Design & Creative

The UX Researcher Interview

The Mythic Intel Team · Mar 28, 2026 · 7 min read

A UX researcher interview tests whether you can pick the right method for a question, run a clean study, and turn what you find into a decision the product team actually makes. Expect rounds on your methods (qualitative and quantitative), a study-design exercise where you scope research for a given problem, questions on usability testing, and a portfolio or case study walkthrough. Behavioral and stakeholder questions run through all of it.

The thing these UX researcher interview questions are really probing: hiring managers no longer want to hear that you know what a usability test is. They want to watch you think on your feet, make a methodological tradeoff under pressure, and show evidence that your research changed something. Knowing the definitions is table stakes. Connecting research to outcomes is the bar.

Qualitative And Quantitative Methods

You should be able to explain the split clearly and, more importantly, say when you would reach for each. Qualitative methods like interviews, usability tests, and diary studies tell you why users behave the way they do, in rich detail, from a small number of people. Quantitative methods like surveys and A/B tests tell you what is happening, and how often, across a larger group.
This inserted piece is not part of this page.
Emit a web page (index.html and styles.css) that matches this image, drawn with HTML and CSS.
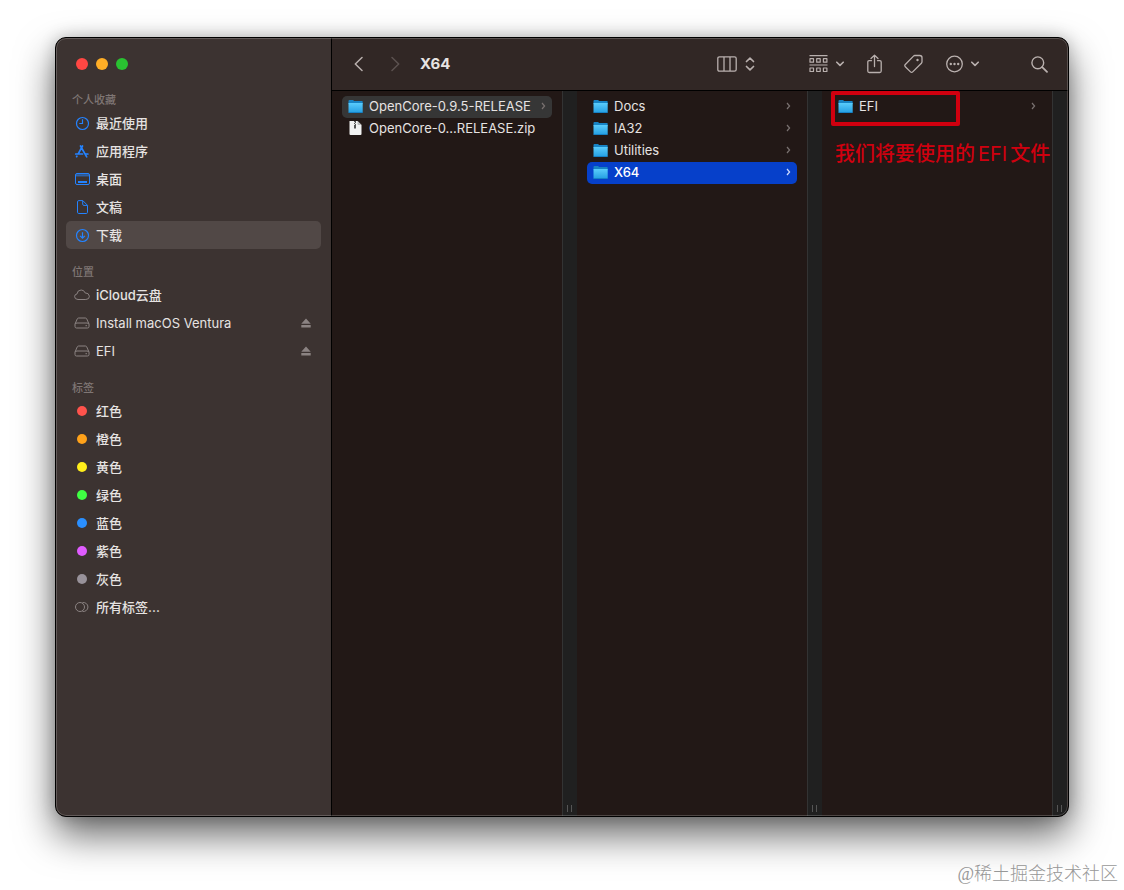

It also helps to talk in terms of generative versus evaluative research. Generative work happens early, when you are still defining the problem and forming hypotheses. Evaluative work happens later, when you have a design and need to test whether it holds up. A strong answer pairs the two: qualitative to find the problem, quantitative to size it, then evaluative testing to check the fix.

A common question: "You have one week and a vague problem. What do you do?" Good answers scope tight, lean on quick qualitative methods plus any existing data, and are explicit about what that speed costs in confidence.

Designing A Study

This is where many candidates wobble. You will be handed a fuzzy prompt, something like "the team thinks onboarding is confusing, plan the research," and asked to scope it. They want to see a clear chain from question to method to participants to analysis.

Walk it in order:

  • Sharpen the research question. What decision will this inform?
  • Choose a method and justify it against the question, the timeline, and the risk.
  • Define who you need and how many. Five to eight users is a normal range for a qualitative usability study.
  • Say how you will analyze and what a result would actually change.

The trap is naming a method before you have a question. Lead with the decision the team is trying to make, then the method follows. Be ready to defend why you did not pick a survey, or an A/B test, when those were the obvious-but-wrong options.

Usability Testing

Expect detailed questions here because it is the bread and butter of the role. Be ready to walk the full arc: set goals, recruit representative participants, write realistic task scenarios, moderate the session using a think-aloud protocol, then synthesize findings into something the team can act on.

Watch for the questions underneath the process:

  • How do you write a task without leading the participant to the answer?
  • How do you keep yourself from nudging someone toward success during moderation?
  • A stakeholder watched one session and now wants to ship a fix. How do you respond?
  • How do you tell a real usability problem from a one-off?

The last point matters. Five people stumbling on the same step is a finding. One person's odd path may be noise. Show that you weigh severity and frequency, not just collect quotes.

Turning Research Into Decisions

The hardest part of the interview is proving your work changed something. Insights that sit in a slide deck nobody reads are a failure, and good interviewers know it. They will ask about influence, politics, and what happened after you presented.

Be ready for:

  • Tell me about a study that changed the product direction.
  • A time research said one thing and the team wanted the opposite. What did you do?
  • How do you report findings so a busy PM or engineer actually acts on them?

Strong answers talk about framing findings around the decision at hand, ranking by impact, and bringing stakeholders along during the research instead of dropping a report at the end. Mention how you handled disagreement without either steamrolling the team or quietly giving up your evidence.

How To Rehearse

Practice your method choices and study walkthroughs out loud, because explaining a tradeoff in real time is a different skill from knowing it on paper. A tool like Mythic Intel can put the study-design and "what did your research change" questions to you and grade your spoken answers on accuracy, completeness, and whether you backed each call with proof. Run your strongest case study at least three times until defending your method feels like a conversation, not a recital.